Rebel Riot Burma Punks:

In a country where most men still wear traditional dress, dressing punk style is an act of rebellion.

INDONESIA

Selasa, 07 Mei 2013 17:23 WIB

Author

Rebecca Henschke

Rebel Riot Burma Punks:

Burma, punk, Rebel Riots, music, Rebecca Henschke

Kyaw Kyaw’s parents worried that he had become a drug addict and his neighbors thought he had gone mad when this 26-year-old Burmese youth dyed his hair blue, covered his body in tattoos and started wearing heavy black boots, studded leather jackets and Anarchist t-shirts.
 
But for Kyaw Kyaw and his friends Punk is much more than a fashion statement…it’s their way of fighting back against the military backed government, which took power in 2010 in the wake of what was widely considered a fraudulent election.
 
In the kitchen of Rebel Riots’ one-bedroom base camp, it’s nearly midnight – a risky time to be playing punk music.
 
Kyaw Kyaw tells the others to put more sheets over the metal drums and cymbals to try and muffle the sound…
 
They don’t want to attract attention.  Burma is rapidly changing and old censorship laws have been relaxed but no one is sure where the new boundaries are and what might land you in prison.
 
In the base camp, 14 people live here communally.
 
The walls are covered with drawing of punk concerts, mohawked singers screaming into a microphone… in front of a wild crowd.
 
In another track the lyrics are… "No fear! No indecision! Rage against the system of the oppressors!" "Resistance!"
 
On the wall is a picture of democracy icon Aung San Suu Kyi next to the Russian group Pussy Riot.
 
“Daw Aung San Suu and punk! Pussy Riot also a punk music band. You know Pussy Riot band? From Russia? So they arrest pussy riot and Aung San Suu said free them. So we are very happy that Aung San Suu Kyi thinking about punk! We very surprised after the reading the news and we are very very thank-you Aung San Suu kyi….we are like a family around the world worry for our community.”
 
While Burma’s most famous face might be thinking about punk, the general public is not.
 
Kyaw Kyaw estimates there are only 200 punks in Rangoon– and when they moved into this area their neighbors were not impressed.
 
“Very different society because our society is very traditional rules they think that we are crazy. We are mad. We are little not good craziness. They don’t understand what they are.”
 
He then explains why he was interested in punk at the first place.
 
“Since I was young I wanted to be a radical person. I found out that punk is radical music and completely opposite to traditional Burmese culture.”

“Since I was in school I wanted to change the style of society since I was in school. I didn’t like the way people were lying to each other and I didn't like the corruption and misuse of of money. I noticed that when I was young and I didn’t like it. I want to change the style of society and I choose punk in order to do that.”


[Also read: Art as a Form of Protest in Burma]

 
I ask him, what was the first punk music that he ever heard?

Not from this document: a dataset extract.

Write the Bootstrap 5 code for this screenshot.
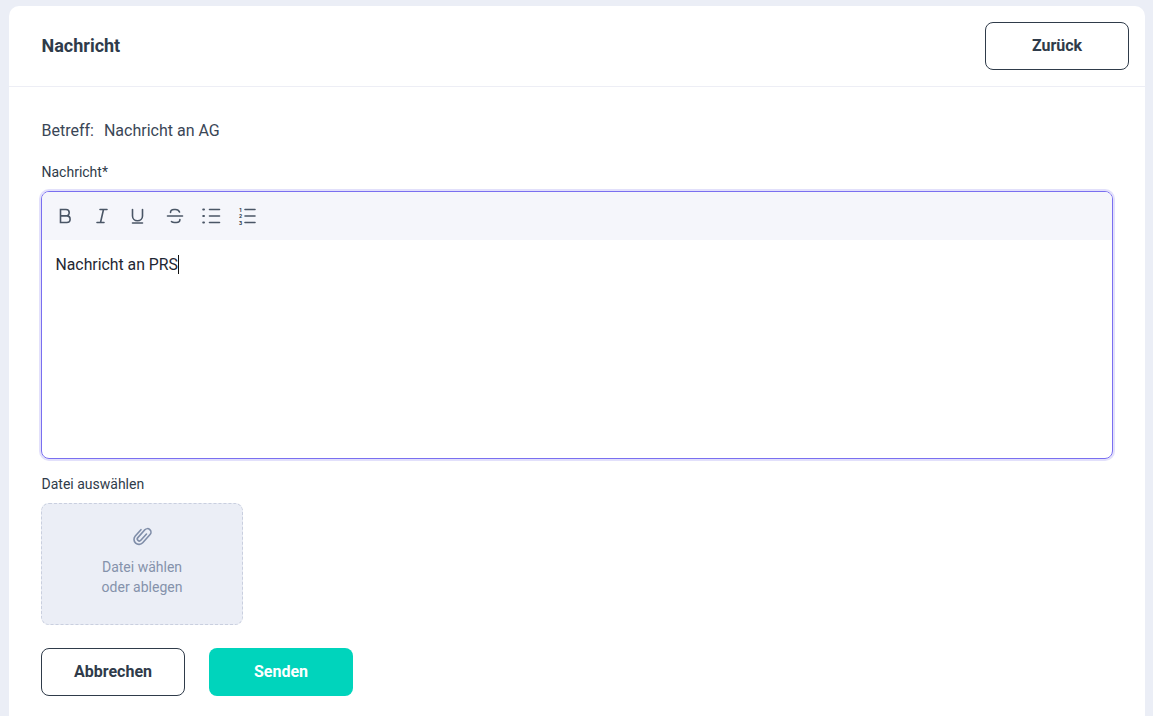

“Sex Pistol! I heard the song Anarchy in the UK,” as he laughs. “I found a DVD on the streets and I was really happy…like a lottery win!”
 
However Kyaw Kyaw’s family was not impressed.
 
As we walk down to a local food stall to buy dinner for the group he starts to talk about his father who is a police officer.
 
“He is a police man,” he says, “but he is against the government. He doesn’t want to support the government but he has no choice.”
 
At first Kyaw Kyaw says his father was very shocked about his punk lifestyle but after he explained that he is working to improve society he understood and now they often discuss politics ….
 
“But he’s not really proud at me,” he laughs.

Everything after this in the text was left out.